***** Data extract *****

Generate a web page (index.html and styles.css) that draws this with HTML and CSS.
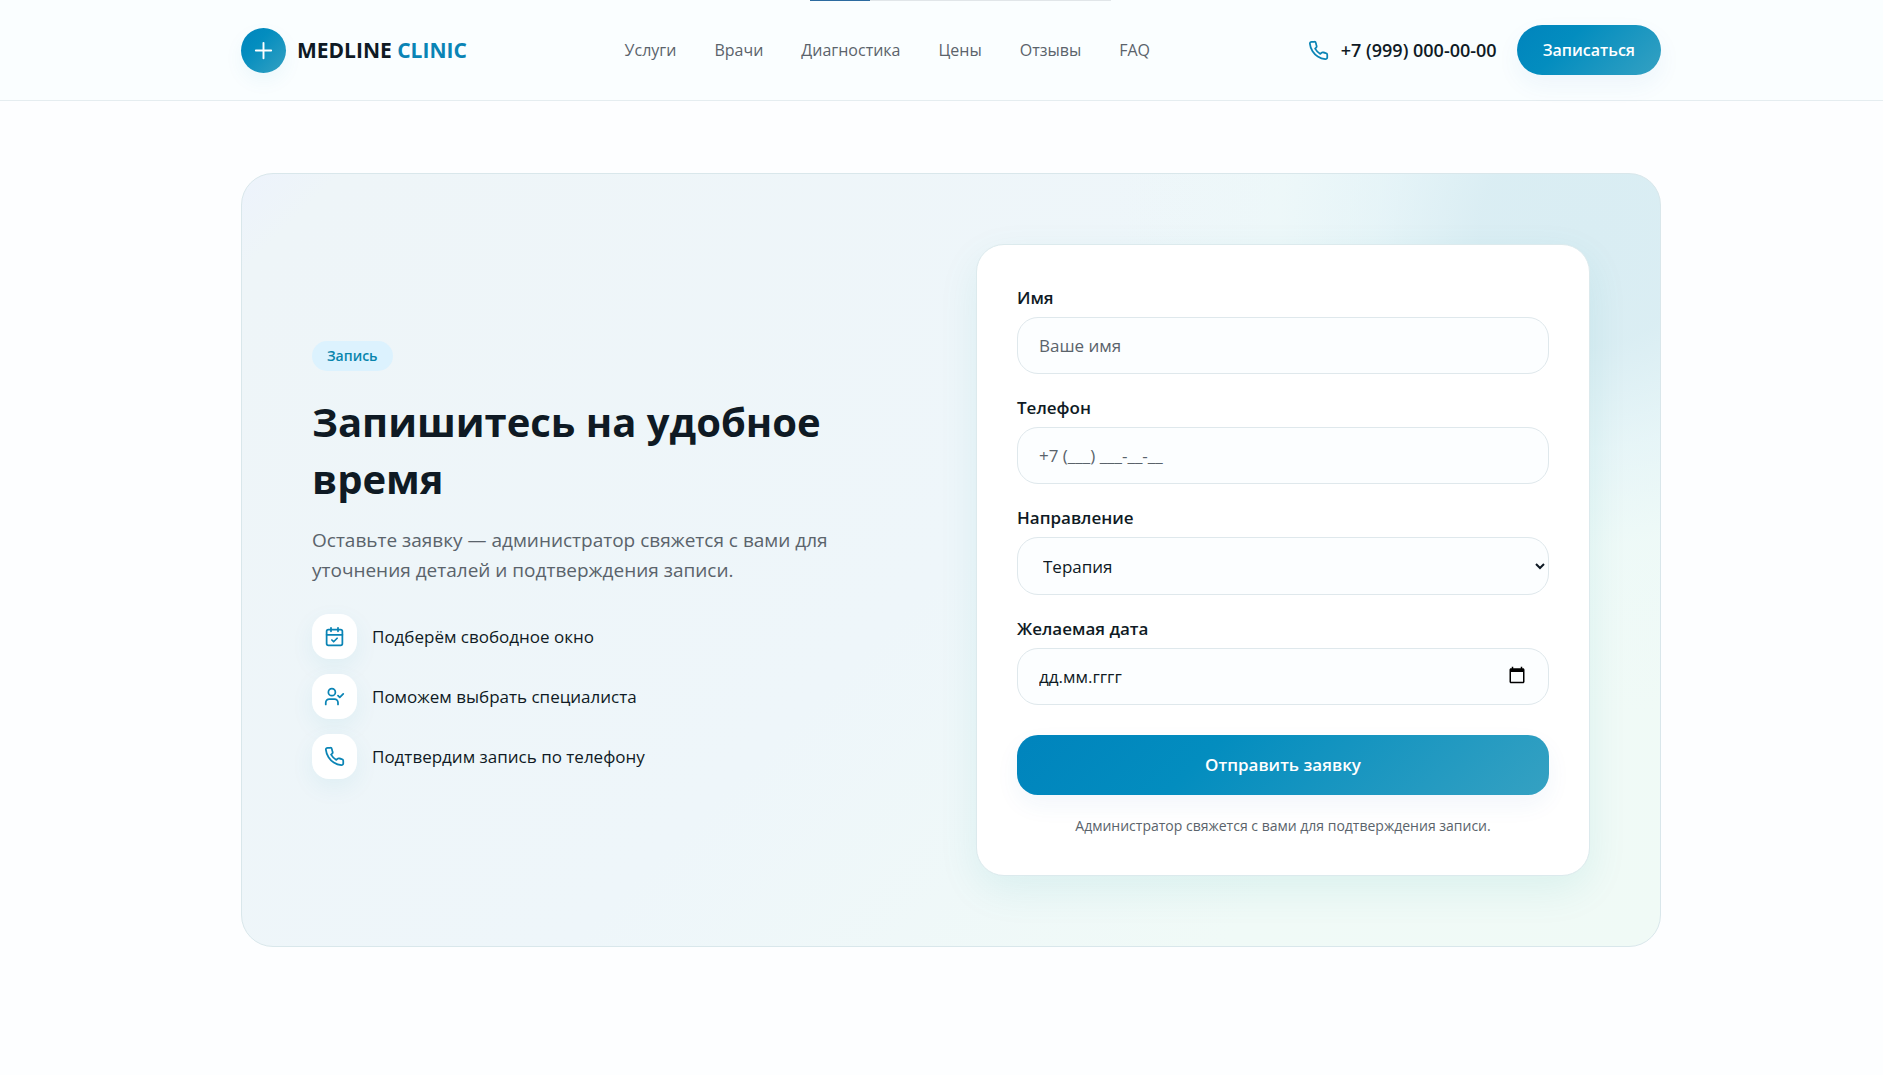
FILE: index.html
```html
<!DOCTYPE html>
<html lang="ru">
<head>
  <meta charset="utf-8">
  <meta name="viewport" content="width=device-width, initial-scale=1">
  <title>Medline Clinic</title>
  <link rel="stylesheet" href="styles.css">
</head>
<body>
  <svg class="sprite" aria-hidden="true">
    <symbol id="phone" viewBox="0 0 24 24">
      <path d="M22 16.92v3a2 2 0 0 1-2.18 2 19.79 19.79 0 0 1-8.63-3.07 19.5 19.5 0 0 1-6-6 19.79 19.79 0 0 1-3.07-8.67A2 2 0 0 1 4.11 2h3a2 2 0 0 1 2 1.72c.13.96.36 1.9.7 2.81a2 2 0 0 1-.45 2.11L8.09 9.91a16 16 0 0 0 6 6l1.27-1.27a2 2 0 0 1 2.11-.45c.91.34 1.85.57 2.81.7A2 2 0 0 1 22 16.92z"/>
    </symbol>
    <symbol id="calendar-check" viewBox="0 0 24 24">
      <path d="M8 2v4M16 2v4M3 10h18M9 16l2 2 4-4"/>
      <rect x="3" y="4" width="18" height="18" rx="2"/>
    </symbol>
    <symbol id="user-check" viewBox="0 0 24 24">
      <path d="M2 21v-2a4 4 0 0 1 4-4h6a4 4 0 0 1 4 4v2M16 11l2 2 4-4"/>
      <circle cx="9" cy="7" r="4"/>
    </symbol>
  </svg>

  <div class="progress"><span class="progress-fill"></span></div>

  <header class="header">
    <div class="container header-row">
      <a class="logo" href="#">
        <span class="logo-mark">
          <svg class="icon icon-plus" viewBox="0 0 24 24"><path d="M4 12h16M12 4v16"/></svg>
        </span>
        <span class="logo-text">MEDLINE <span class="logo-accent">CLINIC</span></span>
      </a>
      <nav class="nav">
        <a href="#services">Услуги</a>
        <a href="#doctors">Врачи</a>
        <a href="#diagnostics">Диагностика</a>
        <a href="#prices">Цены</a>
        <a href="#reviews">Отзывы</a>
        <a href="#faq">FAQ</a>
      </nav>
      <div class="header-actions">
        <a class="tel" href="tel:+79990000000">
          <svg class="icon icon-phone"><use href="#phone"/></svg>
          <span>+7 (999) 000-00-00</span>
        </a>
        <button class="button button-small" type="button">Записаться</button>
      </div>
    </div>
  </header>

  <main class="main">
    <section class="container panel">
      <div class="intro">
        <span class="badge">Запись</span>
        <h1 class="title">Запишитесь на удобное время</h1>
        <p class="lead">Оставьте заявку — администратор свяжется с вами для уточнения деталей и подтверждения записи.</p>
        <ul class="steps">
          <li class="step"><span class="step-icon"><svg class="icon"><use href="#calendar-check"/></svg></span>Подберём свободное окно</li>
          <li class="step"><span class="step-icon"><svg class="icon"><use href="#user-check"/></svg></span>Поможем выбрать специалиста</li>
          <li class="step"><span class="step-icon"><svg class="icon"><use href="#phone"/></svg></span>Подтвердим запись по телефону</li>
        </ul>
      </div>

      <form class="card">
        <div class="field">
          <label for="name">Имя</label>
          <input class="control" id="name" type="text" placeholder="Ваше имя">
        </div>
        <div class="field">
          <label for="phone-number">Телефон</label>
          <input class="control" id="phone-number" type="tel" placeholder="+7 (___) ___-__-__">
        </div>
        <div class="field">
          <label for="direction">Направление</label>
          <select class="control control-select" id="direction">
            <option>Терапия</option>
          </select>
        </div>
        <div class="field">
          <label for="date">Желаемая дата</label>
          <div class="date">
            <input class="control control-date" id="date" type="text" inputmode="numeric" placeholder="дд.мм.гггг">
            <button class="date-button" type="button" aria-label="Открыть календарь">
              <svg viewBox="0 0 24 24" width="18" height="18"><path d="M20 3h-1V1h-2v2H7V1H5v2H4c-1.100 0-2 .9-2 2v16c0 1.100.9 2 2 2h16c1.100 0 2-.9 2-2V5c0-1.100-.9-2-2-2zm0 18H4V8h16v13z"/></svg>
            </button>
          </div>
        </div>
        <button class="button button-wide" type="submit">Отправить заявку</button>
        <p class="note">Администратор свяжется с вами для подтверждения записи.</p>
      </form>
    </section>
  </main>
</body>
</html>
```
FILE: styles.css
```css
:root {
  --ink: #0f1a24;
  --muted: #5a636b;
  --brand: #0a84b5;
  --line: #dfe8ec;
  --gradient: linear-gradient(135deg, #0084bd 0%, #038dbf 35%, #35a1c2 100%);
}

* { box-sizing: border-box; }

body {
  margin: 0;
  min-height: 100vh;
  background: #fdfeff;
  color: var(--ink);
  font: 400 17px/26px "Open Sans", "Noto Sans", sans-serif;
}

h1, p, ul { margin: 0; padding: 0; }
a { color: inherit; text-decoration: none; }
button, input, select { font: inherit; color: inherit; }

.sprite { display: none; }

.icon {
  width: 21px;
  height: 21px;
  fill: none;
  stroke: var(--brand);
  stroke-width: 2;
  stroke-linecap: round;
  stroke-linejoin: round;
}

.container {
  width: 100%;
  max-width: 1420px;
  margin: 0 auto;
}

.progress {
  position: absolute;
  top: 0;
  left: 43%;
  width: 16%;
  height: 1px;
  background: #e1e6e9;
}

.progress-fill {
  display: block;
  width: 20%;
  height: 1px;
  background: #2c6ba0;
}

.header {
  padding-left: 19px;
  background: #fafeff;
  border-bottom: 1px solid #e5edf0;
}

.header-row {
  display: flex;
  align-items: center;
  justify-content: space-between;
  height: 100px;
}

.logo {
  display: flex;
  align-items: center;
  gap: 11px;
  font-size: 21px;
  font-weight: 700;
}

.logo-mark {
  display: grid;
  place-items: center;
  width: 45px;
  height: 45px;
  border-radius: 50%;
  background: var(--gradient);
  box-shadow: 0 8px 20px rgba(0, 132, 189, 0.06);
}

.logo-accent { color: var(--brand); }

.icon-plus {
  width: 23px;
  height: 23px;
  stroke: #fff;
}

.nav {
  display: flex;
  gap: 38px;
  color: var(--muted);
  font-size: 16px;
}

.header-actions {
  display: flex;
  align-items: center;
  gap: 20px;
}

.tel {
  display: flex;
  align-items: center;
  gap: 12px;
  font-size: 18px;
  font-weight: 600;
}

.button {
  border: 0;
  background: var(--gradient);
  color: #fff;
  font-weight: 600;
  box-shadow: 0 10px 24px rgba(40, 110, 190, 0.06);
}

.button-small {
  height: 50px;
  padding: 0 26px;
  border-radius: 25px;
  font-size: 16px;
}

.main { padding: 72px 0 72px 19px; }

.panel {
  display: grid;
  grid-template-columns: 1fr 1fr;
  align-items: center;
  gap: 50px;
  padding: 70px;
  border: 1px solid #d9e7eb;
  border-radius: 32px;
  background:
    radial-gradient(circle at 95% 8%, #d9edf3 0, rgba(217, 237, 243, 0.95) 110px, rgba(226, 243, 247, 0.7) 210px, rgba(236, 249, 248, 0.5) 310px, rgba(236, 249, 248, 0) 480px),
    linear-gradient(135deg, #edf3fc 0, #eef5f8 70px, #eef6fa 50%, #f0faf7 80%, #f0faf6 100%);
}

.badge {
  display: inline-block;
  padding: 0 15px;
  border-radius: 15px;
  background: #dcf2fe;
  color: #0985ad;
  font-size: 14px;
  font-weight: 600;
  line-height: 30px;
}

.title {
  margin-top: 22px;
  font-size: 40px;
  font-weight: 700;
  line-height: 57px;
}

.lead {
  margin-top: 18px;
  color: var(--muted);
  font-size: 19px;
  line-height: 30px;
}

.steps {
  display: grid;
  gap: 15px;
  margin-top: 29px;
  list-style: none;
}

.step {
  display: flex;
  align-items: center;
  gap: 15px;
}

.step-icon {
  display: grid;
  place-items: center;
  width: 45px;
  height: 45px;
  border-radius: 17px;
  background: #fff;
  box-shadow: 0 8px 24px rgba(0, 140, 170, 0.07);
}

.card {
  display: grid;
  gap: 21px;
  padding: 40px;
  border: 1px solid #dceaed;
  border-radius: 28px;
  background: #fff;
  box-shadow: 0 14px 40px rgba(0, 150, 160, 0.09);
}

.field {
  display: grid;
  gap: 6px;
}

.field label {
  font-weight: 600;
}

.control {
  width: 100%;
  height: 57px;
  padding: 0 21px;
  border: 1px solid var(--line);
  border-radius: 21px;
  background: #fcfeff;
  outline: 0;
}

.control::placeholder {
  color: var(--muted);
  opacity: 1;
}

.control-select { height: 58px; }

.control-date::placeholder { color: var(--ink); }

.date { position: relative; }

.date-button {
  position: absolute;
  top: 0;
  right: 23px;
  display: grid;
  place-items: center;
  height: 54px;
  padding: 0;
  border: 0;
  background: none;
}

.button-wide {
  height: 60px;
  margin-top: 9px;
  border-radius: 21px;
}

.note {
  color: var(--muted);
  font-size: 14px;
  line-height: 19px;
  text-align: center;
}
```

*****

## Short task
Read the lines above. Gather those in which the string "styles" is found.

## Result of this exercise
Generate a web page (index.html and styles.css) that draws this with HTML and CSS.
  <link rel="stylesheet" href="styles.css">
FILE: styles.css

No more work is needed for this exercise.